His family didn’t remember him. They remembered that Coco had a father, obviously, and that Coco’s father abandoned the family to be a musician and was terrible and so on and so forth, but they didn’t remember him. They didn’t remember his name, didn’t have any clue what he looked like, and aside from the general assumption that he played the sort of music that would have been popular in his era, they didn’t know his music.

So it’s implied that the extremely limited, generic information that they knew wasn’t sufficient to keep him around. While stories seem to be enough to keep people long after everyone who knew them in life is also dead, that story has to be personal and familial. It seems it has to be connected to a name and a photo and so on.

Coco’s father as referenced in the stories told by her family was a character. Hector was a person, and had to be remembered as the person he was in order to hold on to him. And we can assume that his family well knew what they were doing when they chose to excise him from their family’s memory—considering how important Día de Muertos was to the family, it is very likely that they specifically tailored the stories so as to ensure their stories wouldn’t be enough for him.

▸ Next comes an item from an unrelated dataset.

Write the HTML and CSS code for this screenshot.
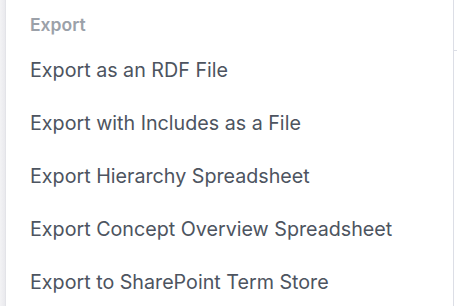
FILE: index.html
```html
<!DOCTYPE html>
<html>
<head>
<meta charset="utf-8">
<link rel="stylesheet" href="styles.css">
</head>
<body>
<div class="page">
  <div class="edge"></div>
  <div class="menu">
    <div class="header">Export</div>
    <div class="item">Export as an RDF File</div>
    <div class="item">Export with Includes as a File</div>
    <div class="item">Export Hierarchy Spreadsheet</div>
    <div class="item">Export Concept Overview Spreadsheet</div>
    <div class="item">Export to SharePoint Term Store</div>
  </div>
  <div class="outside"><div class="tick"></div></div>
</div>
</body>
</html>
```
FILE: styles.css
```css
html, body {
  margin: 0;
  padding: 0;
  background: #ffffff;
}
.page {
  display: flex;
  width: 457px;
  height: 306px;
  overflow: hidden;
  font-family: Inter, "Noto Sans", sans-serif;
}
.edge {
  width: 6px;
  flex: none;
  background: linear-gradient(to right, #f3f3f5, #eaeaee 80%, #dedfe4);
}
.menu {
  width: 448px;
  flex: none;
  border-right: 1px solid #dcdee6;
  background: #ffffff;
  padding: 0 0 0 24px;
  box-sizing: border-box;
}
.header {
  height: 44px;
  display: flex;
  align-items: center;
  padding-top: 4px;
  box-sizing: border-box;
  font-size: 17.5px;
  font-weight: 600;
  color: #9ba1a9;
}
.item {
  height: 53px;
  display: flex;
  align-items: center;
  padding-bottom: 2px;
  box-sizing: border-box;
  font-size: 19.7px;
  color: #4d5460;
}
.outside {
  flex: 1;
  position: relative;
}
.tick {
  position: absolute;
  top: 50px;
  left: 0;
  width: 3px;
  height: 1px;
  background: #dcdee6;
}
```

I must confess, however, that it was unclear to me why Miguel’s memories of Hector, once he was returned to the land of the living, were insufficient. After all, Miguel got to know Hector quite well and was still alive. That... doesn’t really make sense. If just hearing stories about someone dead before you were born is enough, surely actually meeting them and learning their stories in their own words in the afterlife should also be sufficient. But that also would have ruined the crowning moment of heartwarming, so.